The Alexander Hamilton Society recently completed its flagship program: the Alexander Hamilton Society National Institute. This fully funded, one-week seminar-style course took place in Washington, D.C. and explored the foundational framework of Hamiltonian studies. Comprising of two classroom sessions per day with leading AHS faculty, the National Institute educated students in the first principles of strategic, defense, and economic policies while challenging them to think independently, creatively, and strategically about the challenges to America’s historic place in the world.
Pulling from a pool of over 10,000 undergraduate and graduate students who annually attend our campus programs, the highly selective application and interview process yielded 14 students who have an excellent academic track record, demonstrate campus leadership, and maintain an interest in public service.
After an opening reception hosted by Walter Russell Mead, participants attended their first day of seminar on War & Politics with Harvard University’s Dr. Stephen Rosen. They read excerpts from Sun Tzu’s The Art of War and Carl von Clausewitz’s On War then discussed war theory and how it relates to modern American Politics.
This experience was augmented by exposure to national security practitioners, AHS alumni and renown scholars. Students grappled with how America has defined its core national interests while analyzing the various ways in which it has pursued them.
General David Petraeus (Ret.) joined the group in the afternoon and led a discussion on the surge in Iraq, tactics, and implications for policy. For dinner that evening, participants were joined by KPMG Federal Advisory’s Manager of Forensic Investigations, Theresa Campobasso, who gave a presentation on Security Clearances.
On Day Two, participants heard from Princeton University’s Dr. Aaron Friedberg. They read Colin Dueck’s Reluctant Crusaders and had a discussion on American Grand Strategy.
On Day Three, participants learned about The American Economic Order, including global trade and finance, economic institutions, and challenges facing the U.S. economy today. The Chicago Council on Global Affairs’ Dr. Phil Levy had participants prepare by reading articles on U.S. Foreign Aid, the World Trade Organization, and President Trump’s approach to trade deals. With few Economics majors in the group, it was an enlightening discussion for participants.

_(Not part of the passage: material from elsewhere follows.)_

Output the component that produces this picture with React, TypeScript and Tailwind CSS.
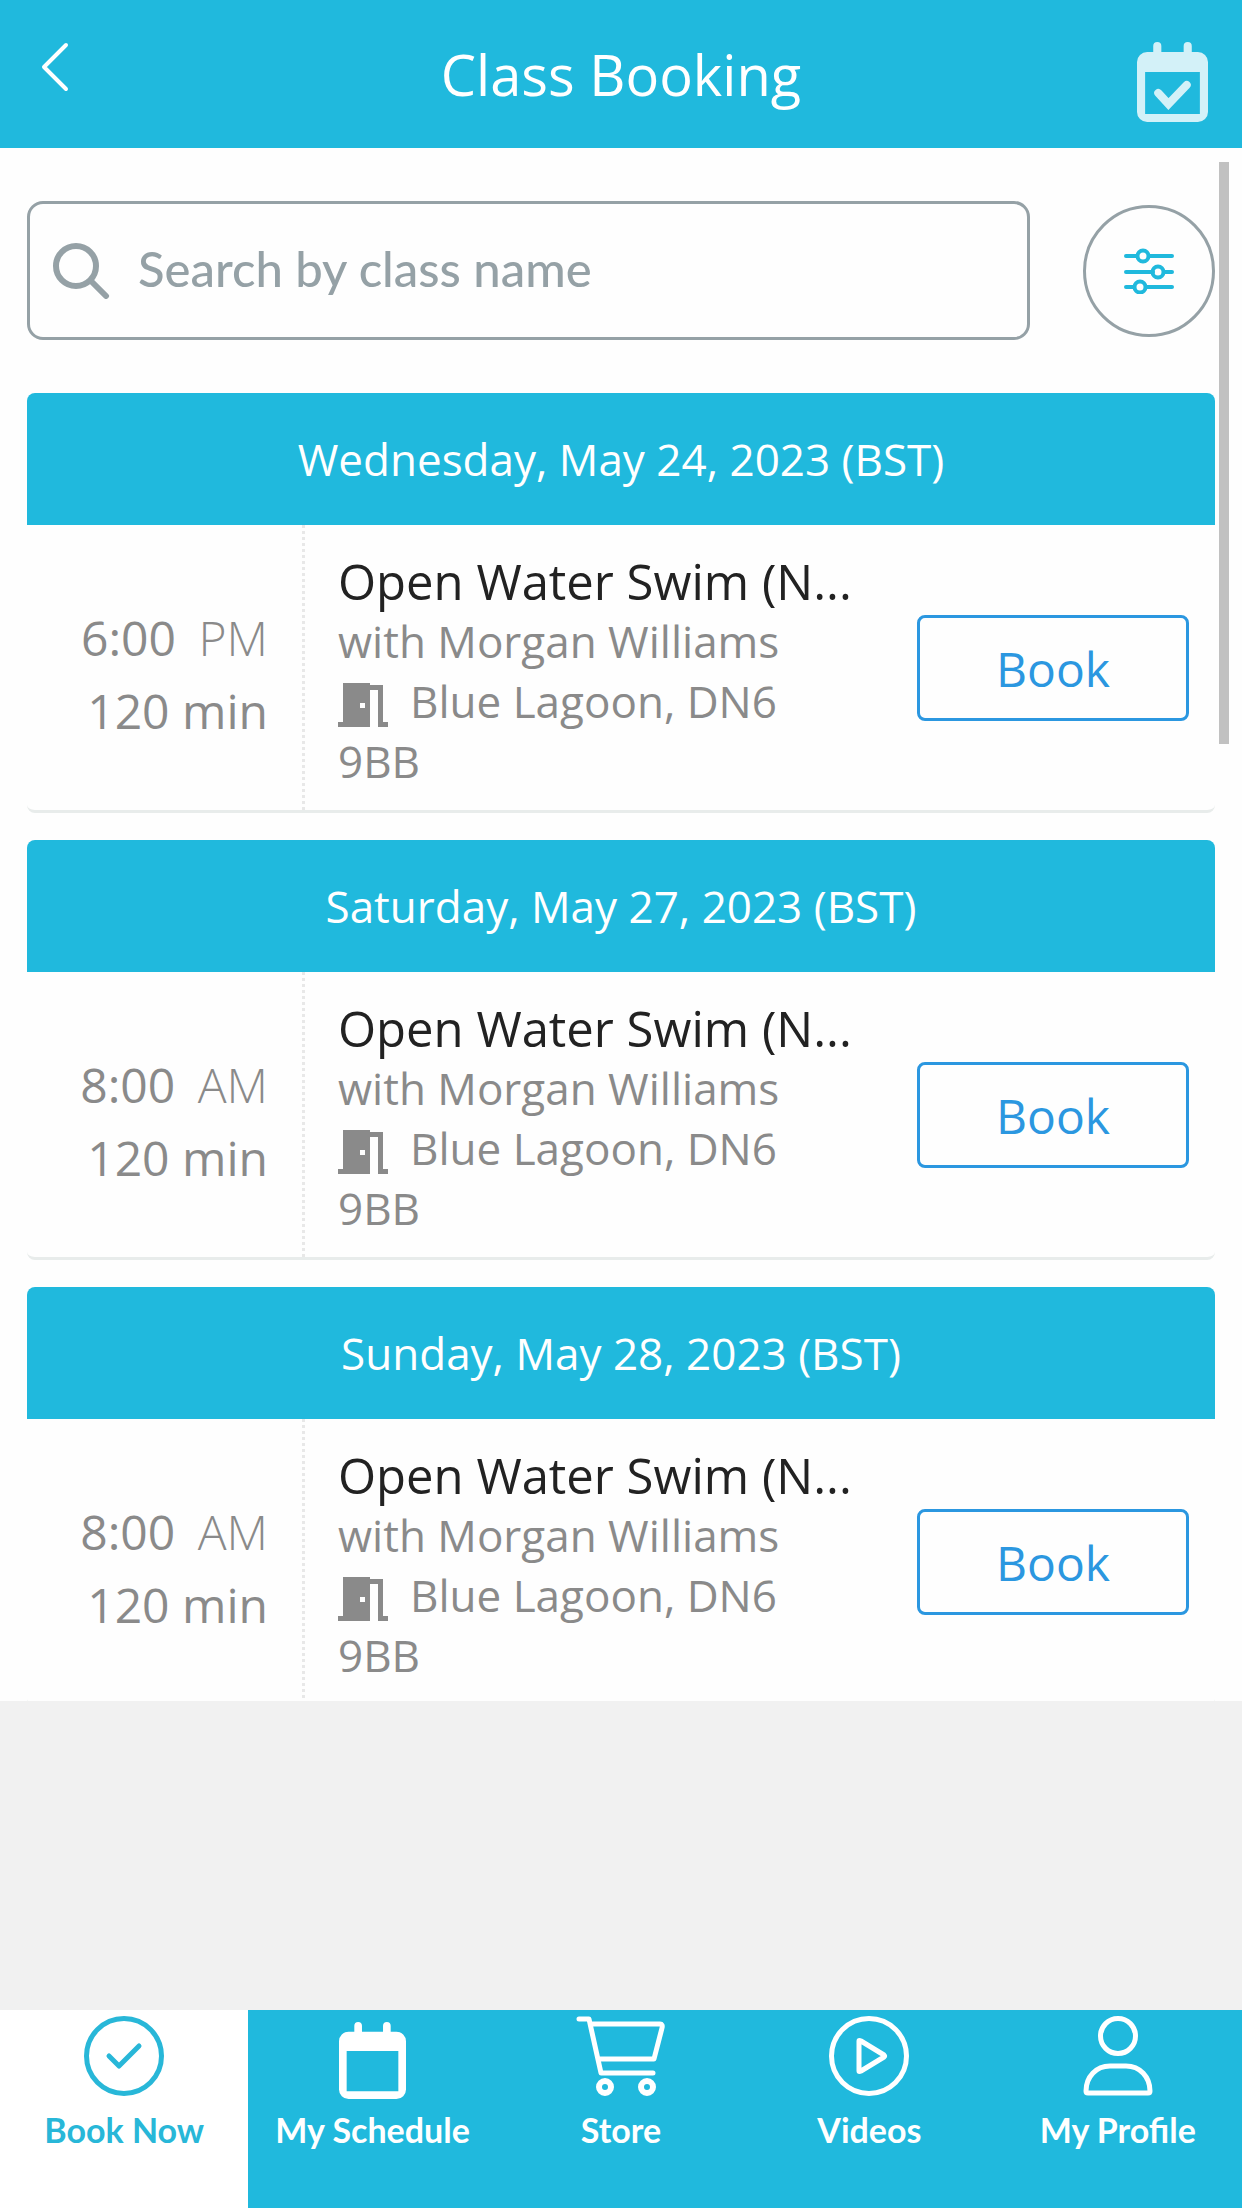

Jones Day’s Paul Lettow and the U.S. Department of the Treasury’s Brent McIntosh joined participants for lunch and discussed how inter-agency function operates within the National Security Council, a topic which was useful for preparation for Saturday’s Simulation.
American University’s Dr. Alan Levine led the fourth day of lecture on the Foundations of American Exceptionalism. Participants read primary sources including “Federalist Paper No. 1”, John F. Kennedy’s “First Inaugural Address,” and Ronald Reagan’s “Farewell Address.” They also explored founding principles through pieces by Edmund Burke and Condorcet. Dr. Frederick Kagan joined participants for lunch and gave a fantastic overview of the internal structure of the Department of Defense.
For their last day of seminar, AHS’s Dr. Gabriel Scheinmann lead on exercise on the formulation of a National Security Strategy. After reading the overviews of the last three NSS, participants were broken into groups to draft their own. They learned the importance of teamwork and nuance as they raced to draft their own overviews with a tight deadline.
Later in the day, AHS alumnus and Center for Strategic and Budgetary Assessments’ Ryan Boone joined the group to prepare them for a crisis simulation surrounding the Taiwanese Strait and the South China Sea. The simulation required participants to take on a role within the U.S. Government or the Chinese Government and make “policy” decisions. They utilized their new-found knowledge of grand strategy, economics, and American principles to make decisions to try and deter the other team from starting a war.